O projeto que Cunha e Calheiros apresentaram tem uma determinação positiva: proíbe que ministros participem dos Conselhos de Administração. Além de a maioria dos ministros, e não apenas os da área econômica, ganhar jetons para complementação salarial com essa participação, o conflito de interesses é evidente, como ficou claro nas gravações das reuniões do Conselho da Petrobras, onde os ministros Guido Mantega e Miriam Belchior impediram que a então presidente Graça Foster incluísse no balanço o valor dos prejuízos que considerava correto.

Com a nova diretoria chefiada por Aldemir Bendine, o prejuízo oficial caiu pela metade em relação àquele que Graça queria colocar. “Não poderão integrar o Conselho de Administração agentes políticos vinculados à União, em especial Ministros de Estado e titulares de cargos até o terceiro escalão no âmbito dos respectivos ministérios”, diz o texto, que também exige que o indicado prove ter pelo menos um ano de experiência no mercado onde atua a estatal. 

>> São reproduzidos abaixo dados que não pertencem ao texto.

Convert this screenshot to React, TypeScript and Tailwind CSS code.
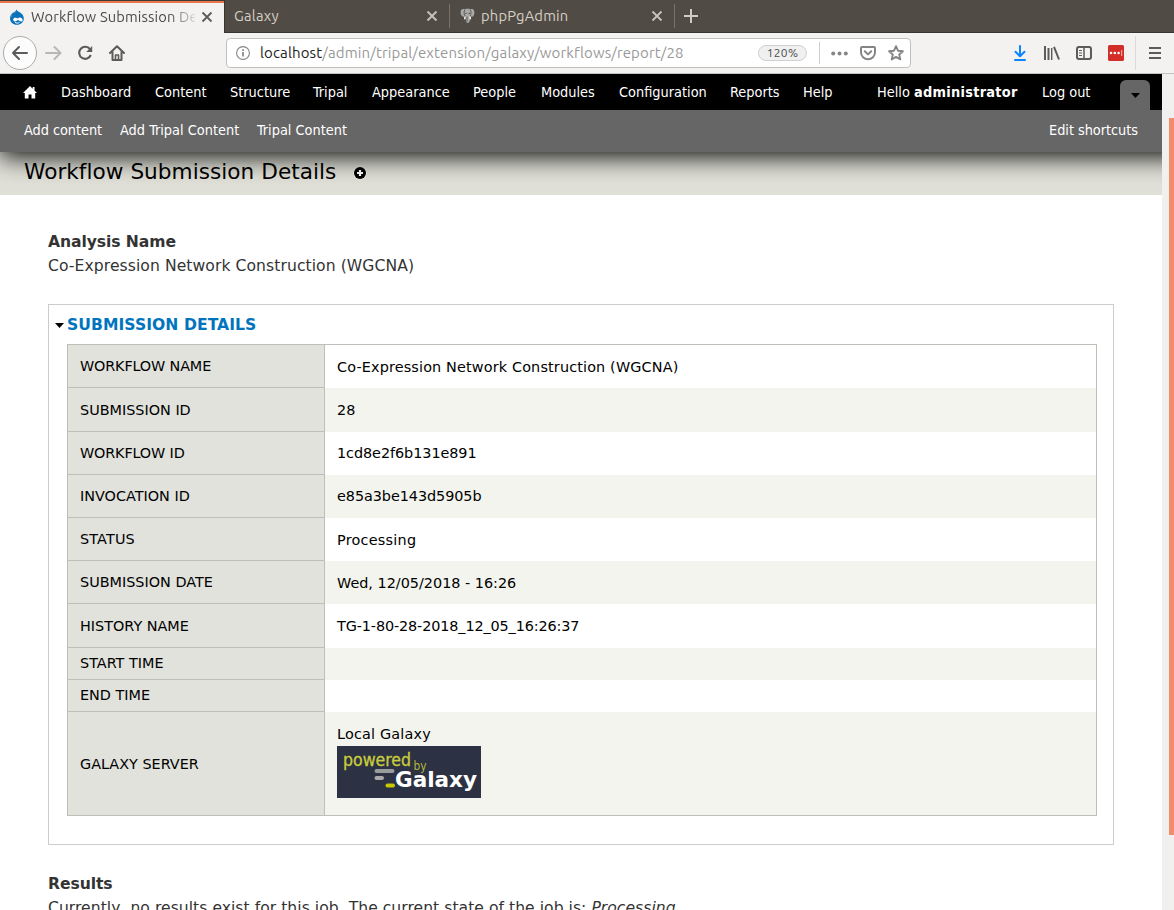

Bendine, por exemplo, não poderia estar presidindo a Petrobras. Se o Senado passar a cumprir a lei já existente, muita coisa já melhorará. O importante é se criar uma barreira entre as estatais com ações na bolsa e o governo. A fratura desta vez ficou exposta com os escândalos da Petrobras. Qualquer coisa que afaste o político de uma empresa de capital aberto é saudável e valoriza a companhia. E as estatais puras deveriam ter regras mais rigorosas para suas direções.